Kematian Nabi Sulaimān a.s. berbeda dengan manusia biasa. Allah s.w.t. agaknya menghendaki kematiannya dengan keajaiban. Nabi Sulaimān a.s. wafat dalam keadaan sedang duduk di kursi dengan memegang tongkatnya sambil seolah-olah mengawasi kesibukan jinn-jinn yang sedang bekerja keras. Di dalam al-Qur’ān, kematian Nabi Sulaimān a.s. itu diterangkan oleh Allah s.w.t. dengan firman-Nya:
فَلَمَّا قَضَيْنَا عَلَيْهِ الْمَوْتَ مَا دَلَّهُمْ عَلَى مَوْتِهِ إِلَّا دَابَّةُ الْأَرْضِ تَأْكُلُ مِنْسَأَتُهُ فَلَمَّا خَرَّ تَبَيَّنَتِ الْجِنُّ أَنْ لَوْ كَانُوْا يَعْمَلُوْنَ الْغَيْبَ مَا لَبِثُوْا فِي الْعَذَابِ الْمُهِيْنِ
Artinya:
“Maka tatkala Kami telah menetapkan kematian, tidak ada yang menunjukkan kepada mereka kematiannya itu kecuali rayap yang memakan tongkatnya. Maka tatkala ia telah tersungkur, tahulah jinn itu bahwa kalau sekirannya mereka mengetahui yang ghaib tentulah mereka tidak tetap dalam siksa yang menghinakan.” (QS. Saba’: 14)

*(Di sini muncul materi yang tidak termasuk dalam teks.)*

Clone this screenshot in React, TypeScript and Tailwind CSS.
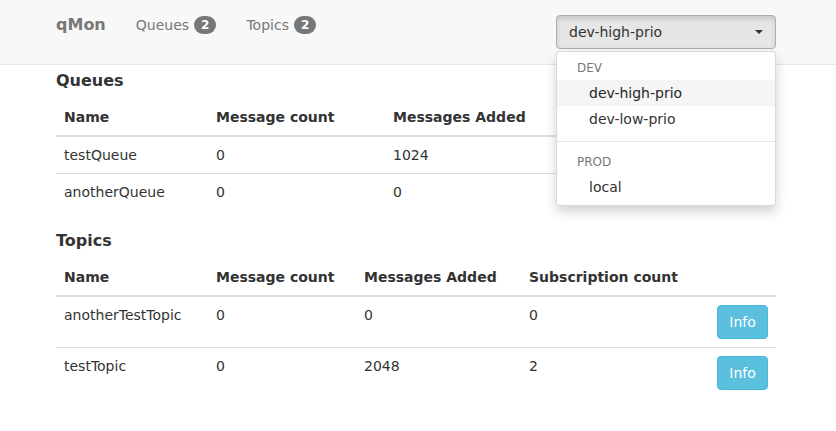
import React from "react";

const font = { fontFamily: '"DejaVu Sans", "Liberation Sans", sans-serif' };

function Badge({ n }: { n: number }) {
  return (
    <span className="ml-[5px] inline-block min-w-[10px] rounded-[10px] bg-[#777] px-[7px] py-[3px] text-center text-[12px] font-bold leading-none text-white">
      {n}
    </span>
  );
}

const th = "border-b-2 border-[#ddd] p-2 text-left align-bottom font-bold leading-5";
const td = "border-t border-[#ddd] p-2 align-top leading-5";

export default function App() {
  return (
    <div className="relative min-h-[431px] bg-white text-[14px] leading-5 text-[#333]" style={font}>
      {/* Navbar */}
      <div className="h-[65px] border-b border-[#e7e7e7] bg-[#f8f8f8]">
        <div className="flex h-full items-start justify-between pl-[41px] pr-[60px]">
          <div className="flex items-center">
            <span className="px-[15px] py-[15px] text-[16px] font-bold leading-5 text-[#777]">qMon</span>
            <span className="flex items-center px-[15px] py-[15px] text-[#777]">
              Queues<Badge n={2} />
            </span>
            <span className="flex items-center px-[15px] py-[15px] text-[#777]">
              Topics<Badge n={2} />
            </span>
          </div>
          <div className="mt-[15px] flex h-[34px] w-[220px] items-center justify-between rounded-[4px] border border-[#adadad] bg-[#e6e6e6] pl-[12px] pr-[12px] shadow-[inset_0_3px_5px_rgba(0,0,0,0.125)]">
            <span>dev-high-prio</span>
            <span className="inline-block h-0 w-0 border-x-[4px] border-t-[4px] border-x-transparent border-t-[#333]" />
          </div>
        </div>
      </div>

      {/* Dropdown menu */}
      <div className="absolute left-[556px] top-[51px] w-[220px] rounded-[4px] border border-[rgba(0,0,0,0.15)] bg-white py-[5px] shadow-[0_6px_12px_rgba(0,0,0,0.175)]">
        <div className="px-[20px] py-[3px] text-[12px] leading-[17px] text-[#777]">DEV</div>
        <div className="bg-[#f5f5f5] py-[3px] pl-[32px] pr-[20px] leading-5 text-[#262626]">dev-high-prio</div>
        <div className="py-[3px] pl-[32px] pr-[20px] leading-5 text-[#333]">dev-low-prio</div>
        <div className="my-[9px] h-px bg-[#e5e5e5]" />
        <div className="px-[20px] py-[3px] text-[12px] leading-[17px] text-[#777]">PROD</div>
        <div className="py-[3px] pl-[32px] pr-[20px] leading-5 text-[#333]">local</div>
      </div>

      {/* Content */}
      <div className="ml-[56px] w-[720px]">
        <h4 className="mt-[6px] text-[16px] leading-5 font-bold">Queues</h4>
        <table className="mt-[8px] mb-[21px] w-[720px] table-fixed border-collapse">
          <colgroup>
            <col className="w-[152px]" />
            <col className="w-[177px]" />
            <col />
          </colgroup>
          <thead>
            <tr>
              <th className={th}>Name</th>
              <th className={th}>Message count</th>
              <th className={th}>Messages Added</th>
            </tr>
          </thead>
          <tbody>
            <tr>
              <td className={td}>testQueue</td>
              <td className={td}>0</td>
              <td className={td}>1024</td>
            </tr>
            <tr>
              <td className={td}>anotherQueue</td>
              <td className={td}>0</td>
              <td className={td}>0</td>
            </tr>
          </tbody>
        </table>

        <h4 className="text-[16px] leading-5 font-bold">Topics</h4>
        <table className="mt-[8px] w-[720px] table-fixed border-collapse">
          <colgroup>
            <col className="w-[152px]" />
            <col className="w-[148px]" />
            <col className="w-[165px]" />
            <col className="w-[188px]" />
            <col />
          </colgroup>
          <thead>
            <tr>
              <th className={th}>Name</th>
              <th className={th}>Message count</th>
              <th className={th}>Messages Added</th>
              <th className={th}>Subscription count</th>
              <th className={th}></th>
            </tr>
          </thead>
          <tbody>
            {[
              ["anotherTestTopic", "0", "0", "0"],
              ["testTopic", "0", "2048", "2"],
            ].map((r) => (
              <tr key={r[0]}>
                <td className={td}>{r[0]}</td>
                <td className={td}>{r[1]}</td>
                <td className={td}>{r[2]}</td>
                <td className={td}>{r[3]}</td>
                <td className={td + " text-right"}>
                  <button className="w-[51px] rounded-[4px] border border-[#46b8da] bg-[#5bc0de] py-[6px] text-center leading-5 text-white">
                    Info
                  </button>
                </td>
              </tr>
            ))}
          </tbody>
        </table>
      </div>
    </div>
  );
}
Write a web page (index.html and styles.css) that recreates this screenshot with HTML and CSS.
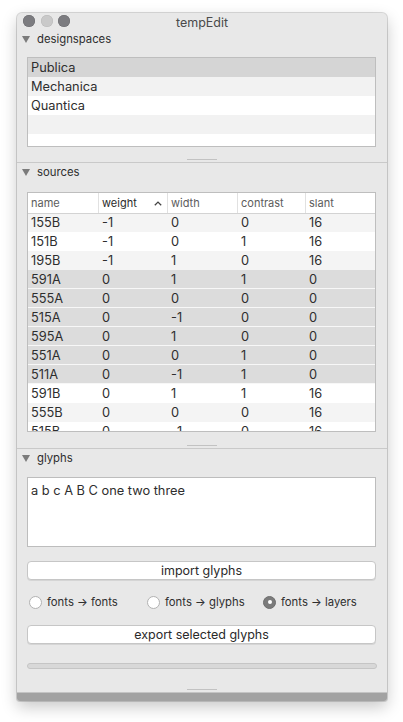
FILE: index.html
```html
<!DOCTYPE html>
<html>
<head>
<meta charset="utf-8">
<link rel="stylesheet" href="styles.css">
</head>
<body>
<div class="window">
  <div class="titlebar">
    <div class="lights">
      <span class="light dark"></span>
      <span class="light pale"></span>
      <span class="light dark"></span>
    </div>
    <div class="title">tempEdit</div>
  </div>

  <section class="sec sec1">
    <div class="sec-head"><span class="tri"></span><span>designspaces</span></div>
    <div class="list">
      <div class="lrow sel">Publica</div>
      <div class="lrow alt">Mechanica</div>
      <div class="lrow">Quantica</div>
      <div class="lrow alt"></div>
      <div class="lrow"></div>
    </div>
    <div class="handle h1"></div>
  </section>

  <section class="sec sec2">
    <div class="sec-head"><span class="tri"></span><span>sources</span></div>
    <div class="table">
      <div class="thead">
        <div class="th">name</div>
        <div class="th sorted">weight<svg class="caret" width="8" height="5" viewBox="0 0 8 5"><path d="M0.8 4.3 L4 1.1 L7.2 4.3" fill="none" stroke="#444" stroke-width="1.3"/></svg></div>
        <div class="th">width</div>
        <div class="th">contrast</div>
        <div class="th">slant</div>
      </div>
      <div class="tbody">
        <div class="tr alt first"><span>155B</span><span>-1</span><span>0</span><span>0</span><span>16</span></div>
        <div class="tr"><span>151B</span><span>-1</span><span>0</span><span>1</span><span>16</span></div>
        <div class="tr alt"><span>195B</span><span>-1</span><span>1</span><span>0</span><span>16</span></div>
        <div class="tr sel"><span>591A</span><span>0</span><span>1</span><span>1</span><span>0</span></div>
        <div class="tr sel"><span>555A</span><span>0</span><span>0</span><span>0</span><span>0</span></div>
        <div class="tr sel"><span>515A</span><span>0</span><span>-1</span><span>0</span><span>0</span></div>
        <div class="tr sel"><span>595A</span><span>0</span><span>1</span><span>0</span><span>0</span></div>
        <div class="tr sel"><span>551A</span><span>0</span><span>0</span><span>1</span><span>0</span></div>
        <div class="tr sel"><span>511A</span><span>0</span><span>-1</span><span>1</span><span>0</span></div>
        <div class="tr"><span>591B</span><span>0</span><span>1</span><span>1</span><span>16</span></div>
        <div class="tr alt"><span>555B</span><span>0</span><span>0</span><span>0</span><span>16</span></div>
        <div class="tr"><span>515B</span><span>0</span><span>-1</span><span>0</span><span>16</span></div>
      </div>
    </div>
    <div class="handle h2"></div>
  </section>

  <section class="sec sec3">
    <div class="sec-head"><span class="tri"></span><span>glyphs</span></div>
    <div class="textbox">a b c A B C one two three</div>
    <div class="btn b1">import glyphs</div>
    <div class="radios">
      <label class="radio"><span class="dot"></span>fonts → fonts</label>
      <label class="radio"><span class="dot"></span>fonts → glyphs</label>
      <label class="radio on"><span class="dot"></span>fonts → layers</label>
    </div>
    <div class="btn b2">export selected glyphs</div>
    <div class="progress"></div>
    <div class="handle h3"></div>
  </section>

  <div class="bottombar"></div>
</div>
</body>
</html>
```

FILE: styles.css
```css
* { box-sizing: border-box; }
html, body { margin: 0; padding: 0; background: #ffffff; }
body {
  font-family: Inter, "Liberation Sans", sans-serif;
  color: #2e2e2e;
  width: 403px;
  height: 722px;
  overflow: hidden;
}
.window {
  margin: 13px 0 0 17px;
  width: 370px;
  height: 688px;
  background: #e8e8e8;
  border-radius: 5px 5px 3px 3px;
  box-shadow: 0 0 0 1px rgba(0,0,0,0.14), 0 6px 16px rgba(0,0,0,0.22);
  display: flex;
  flex-direction: column;
  overflow: hidden;
}
.titlebar {
  height: 17px;
  position: relative;
  display: flex;
  align-items: center;
  justify-content: center;
}
.lights {
  position: absolute;
  left: 6px;
  top: 2px;
  display: flex;
  gap: 5.5px;
}
.light {
  width: 12px;
  height: 12px;
  border-radius: 50%;
  display: block;
}
.light.dark { background: #7c7c80; box-shadow: inset 0 0 0 0.5px #6a6a6e; }
.light.pale { background: #c9c9c9; box-shadow: inset 0 0 0 0.5px #b8b8b8; }
.title {
  font-size: 12.5px;
  color: #4a4a4a;
  line-height: 17px;
  padding-top: 1px;
}
.sec { display: flex; flex-direction: column; padding: 0 11px 0 10px; }
.sec2, .sec3 { border-top: 1px solid #c9c9c9; }
.sec1 { height: 132px; }
.sec2 { height: 286px; }
.sec3 { height: 244px; }
.sec-head {
  height: 17px;
  display: flex;
  align-items: center;
  font-size: 11.3px;
  color: #2e2e2e;
  margin-left: -10px;
  padding-left: 5px;
}
.sec2 .sec-head, .sec3 .sec-head { height: 18px; }
.tri {
  width: 0; height: 0;
  border-left: 4px solid transparent;
  border-right: 4px solid transparent;
  border-top: 7px solid #7b7b7b;
  margin-right: 7px;
  margin-top: 1px;
}
.list {
  margin-top: 10px;
  height: 90px;
  border: 1px solid #bebebe;
  background: #fff;
  overflow: hidden;
}
.lrow {
  height: 19px;
  line-height: 19px;
  padding-left: 3px;
  font-size: 12.8px;
  color: #2e2e2e;
  background: #fff;
}
.lrow.alt { background: #f2f2f2; }
.lrow.sel { background: #d5d5d5; }
.handle {
  width: 30px;
  height: 1px;
  background: #c2c2c2;
  align-self: center;
  margin-left: 1px;
}
.h1 { margin-top: 12px; }
.h2 { margin-top: 13px; }
.h3 { margin-top: auto; margin-bottom: 2px; }
.table {
  margin-top: 11px;
  height: 240px;
  border: 1px solid #bebebe;
  background: #fff;
  display: flex;
  flex-direction: column;
  overflow: hidden;
}
.thead, .tr {
  display: grid;
  grid-template-columns: 70px 69px 70px 68px 70px;
}
.thead {
  height: 21px;
  border-bottom: 1px solid #d3d3d3;
  background: #fff;
  position: relative;
  z-index: 1;
}
.th {
  font-size: 11px;
  color: #5c5c5c;
  padding-left: 3px;
  display: flex;
  align-items: center;
  position: relative;
}
.th + .th { border-left: 1px solid #e1e1e1; }
.th.sorted { color: #2a2a2a; }
.caret { position: absolute; right: 5px; top: 8px; }
.tbody { flex: 1; overflow: hidden; }
.tr {
  height: 19px;
  font-size: 12.8px;
  color: #2e2e2e;
  background: #fff;
}
.tr.first { margin-top: -1px; }
.tr span { padding-left: 3px; line-height: 19px; }
.tr span + span { padding-left: 4px; }
.tr.alt { background: #f4f4f4; }
.tr.sel { background: #dcdcdc; box-shadow: inset 0 -1px 0 #f7f7f7; }
.textbox {
  margin-top: 10px;
  height: 70px;
  border: 1px solid #bdbdbd;
  background: #fff;
  font-size: 12.8px;
  color: #2e2e2e;
  padding: 5px 3px;
  line-height: 16px;
}
.btn {
  height: 19px;
  background: #fff;
  border: 1px solid #c6c6c6;
  border-radius: 4px;
  box-shadow: 0 1px 0.5px rgba(0,0,0,0.08);
  font-size: 12.5px;
  color: #2a2a2a;
  display: flex;
  align-items: center;
  justify-content: center;
}
.b1 { margin-top: 14px; }
.b2 { margin-top: 14px; }
.radios {
  margin-top: 13px;
  height: 18px;
  display: grid;
  grid-template-columns: 118px 116px 1fr;
  padding-left: 2px;
}
.radio {
  display: flex;
  align-items: center;
  font-size: 11.3px;
  color: #2e2e2e;
}
.dot {
  width: 13px;
  height: 13px;
  border-radius: 50%;
  background: #fff;
  border: 1px solid #b2b2b2;
  margin-right: 5px;
  display: flex;
  align-items: center;
  justify-content: center;
  flex: none;
}
.radio.on .dot { background: #7b7b7b; border-color: #6e6e6e; }
.radio.on .dot::after {
  content: "";
  width: 4px;
  height: 4px;
  border-radius: 50%;
  background: #fff;
}
.progress {
  margin-top: 19px;
  height: 6px;
  margin-left: -0.5px;
  margin-right: -1px;
  border: 1px solid #c5c5c5;
  background: #d8d8d8;
  border-radius: 3px;
}
.bottombar {
  height: 9px;
  background: #a2a2a2;
  border-top: 1px solid #c4c4c4;
}
```
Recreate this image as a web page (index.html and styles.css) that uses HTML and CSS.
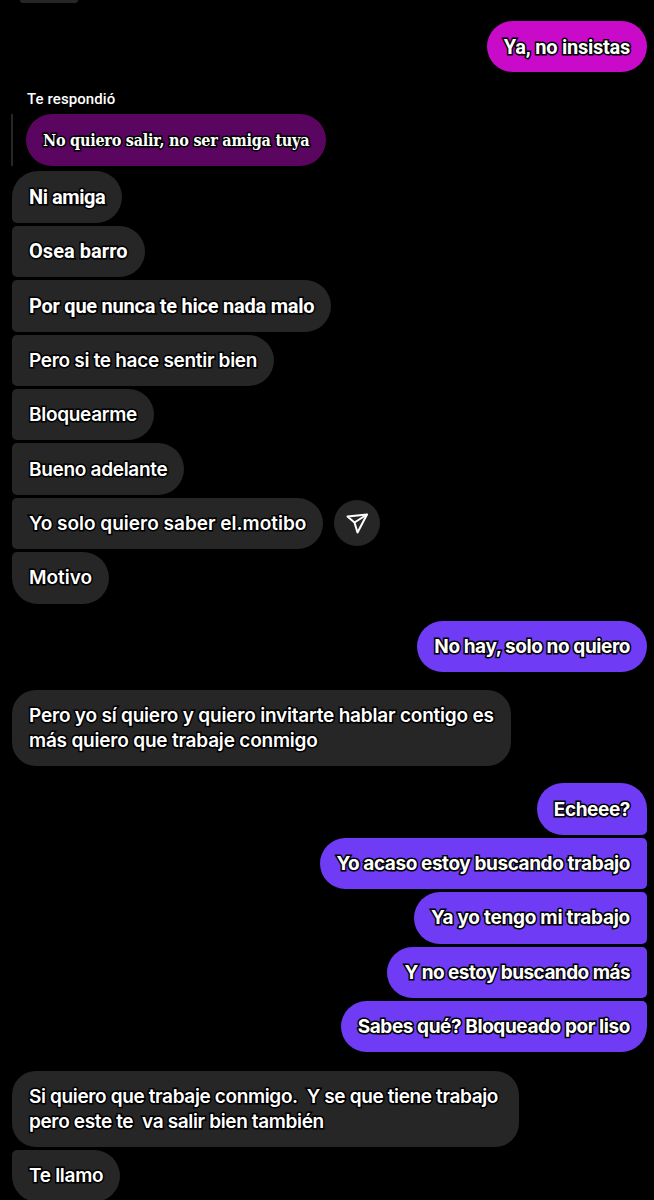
FILE: index.html
```html
<!DOCTYPE html>
<html lang="es">
<head>
<meta charset="utf-8">
<title>Chat</title>
<link rel="stylesheet" href="styles.css">
</head>
<body>
<main class="chat">
  <div class="stub"></div>
  <div class="row out first"><div class="bubble magenta roboto open">Ya, no insistas</div></div>
  <div class="reply-label">Te respondió</div>
  <div class="reply-wrap"><div class="bubble quoted">No quiero salir, no ser amiga tuya</div></div>
  <div class="group">
    <div class="row"><div class="bubble in roboto tl">Ni amiga</div></div>
    <div class="row"><div class="bubble in roboto loose mid">Osea barro</div></div>
    <div class="row"><div class="bubble in roboto open mid">Por que nunca te hice nada malo</div></div>
    <div class="row"><div class="bubble in inter mid">Pero si te hace sentir bien</div></div>
    <div class="row"><div class="bubble in inter mid">Bloquearme</div></div>
    <div class="row"><div class="bubble in inter mid">Bueno adelante</div></div>
    <div class="row"><div class="bubble in inter wide mid">Yo solo quiero saber el.motibo</div>
      <span class="share"><svg viewBox="0 0 24 24" width="24" height="24" fill="none" stroke="#fff" stroke-width="2" stroke-linejoin="round"><path d="M22 3.5 2.5 5.5 9.5 11.5 12.5 21.5Z"/><path d="M22 3.5 9.5 11.5"/></svg></span>
    </div>
    <div class="row"><div class="bubble in inter wide bl">Motivo</div></div>
  </div>
  <div class="row out solo-out"><div class="bubble violet tight">No hay, solo no quiero</div></div>
  <div class="row solo-in"><div class="bubble in inter medium multi">Pero yo sí quiero y quiero invitarte hablar contigo es<br>más quiero que trabaje conmigo</div></div>
  <div class="group out-group">
    <div class="row out"><div class="bubble violet tight otr">Echeee?</div></div>
    <div class="row out"><div class="bubble violet tight omid">Yo acaso estoy buscando trabajo</div></div>
    <div class="row out"><div class="bubble violet tight airy omid">Ya yo tengo mi trabajo</div></div>
    <div class="row out"><div class="bubble violet tight dense omid">Y no estoy buscando más</div></div>
    <div class="row out"><div class="bubble violet tight obr">Sabes qué? Bloqueado por liso</div></div>
  </div>
  <div class="group last-group">
    <div class="row"><div class="bubble in inter multi compact tl">Si quiero que trabaje conmigo.&nbsp; Y se que tiene trabajo<br>pero este te&nbsp; va salir bien también</div></div>
    <div class="row"><div class="bubble in inter bl narrow">Te llamo</div></div>
  </div>
</main>
</body>
</html>
```
FILE: styles.css
```css
html, body {
  margin: 0;
  background: #000;
}
.chat {
  width: 654px;
  height: 1200px;
  overflow: hidden;
  padding: 0 7px 0 12px;
  box-sizing: border-box;
  color: #fff;
  font-family: Inter, "Liberation Sans", sans-serif;
}
.stub {
  width: 58px;
  height: 3px;
  margin-left: 8px;
  background: #262626;
  border-radius: 0 0 12px 12px;
}
.row {
  display: flex;
  align-items: center;
}
.row.out { justify-content: flex-end; }
.first { margin-top: 18px; }
.bubble {
  height: 51.4px;
  box-sizing: border-box;
  padding: 0 17px;
  display: flex;
  align-items: center;
  border-radius: 26px;
  font-size: 20px;
  font-weight: 600;
  white-space: nowrap;
  -webkit-text-stroke: 3px #000;
  paint-order: stroke fill;
}
.roboto {
  font-family: Roboto, sans-serif;
  font-weight: 700;
  letter-spacing: -0.45px;
}
.roboto.open { letter-spacing: -0.25px; }
.roboto.loose { letter-spacing: 0.05px; }
.inter {
  font-family: Inter, sans-serif;
  font-size: 19px;
  letter-spacing: -0.3px;
}
.inter.wide { letter-spacing: 0; }
.inter.medium { letter-spacing: -0.2px; }
.inter.compact { letter-spacing: -0.36px; padding-right: 21px; }
.in { background: #262626; }
.magenta { background: #c90ac9; }
.violet { background: #6f3bf5; }
.tight {
  font-family: Inter, sans-serif;
  font-size: 19px;
  font-weight: 700;
  letter-spacing: -0.42px;
}
.tight.airy { letter-spacing: -0.28px; }
.tight.dense { letter-spacing: -0.55px; }
.tl { border-bottom-left-radius: 5px; }
.mid { border-top-left-radius: 5px; border-bottom-left-radius: 5px; }
.bl { border-top-left-radius: 5px; }
.otr { border-bottom-right-radius: 5px; }
.omid { border-top-right-radius: 5px; border-bottom-right-radius: 5px; }
.obr { border-top-right-radius: 5px; }
.reply-label {
  margin: 18px 0 0 15px;
  height: 24px;
  line-height: 19px;
  font-family: Roboto, sans-serif;
  font-size: 15px;
  font-weight: 500;
  letter-spacing: 0.1px;
}
.reply-wrap {
  border-left: 2px solid #262626;
  margin-left: -1px;
  padding-left: 13px;
}
.quoted {
  display: inline-flex;
  background: #5a0661;
  font-family: "DejaVu Serif Condensed", "DejaVu Serif", serif;
  font-size: 16px;
  font-weight: 700;
  letter-spacing: -0.23px;
  padding: 0 17px;
}
.group {
  display: flex;
  flex-direction: column;
  gap: 3px;
  margin-top: 5.6px;
}
.share {
  width: 46px;
  height: 46px;
  margin-left: 11px;
  border-radius: 50%;
  background: #262626;
  display: flex;
  align-items: center;
  justify-content: center;
}
.solo-out { margin-top: 17.5px; }
.solo-in { margin-top: 18px; }
.multi {
  height: 76px;
  line-height: 25px;
  display: block;
  padding-top: 13px;
  border-radius: 24px;
}
.group.out-group { margin-top: 17px; }
.group.last-group { margin-top: 18.4px; }
.narrow { height: 52px; }
```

Nabi Sulaimān a.s. telah wafat sambil duduk di atas kursinya dan bersandar pada tongkatnya. Tiada yang mengetahui kenyataan itu selama waktu yang panjang. Ketika tongkatnya dimakan rayap dan lapuk, maka robohlah jenazah Nabi Sulaimān a.s. ke tanah. Saat itulah manusia, jinn dan yang lainnya mengetahui, bahwa yang mengawasi mereka selama ini adalah jenazah Nabi Sulaimān a.s. Ketika itu, pekerjaan membangun Bait-ul-Maqdis telah selesai.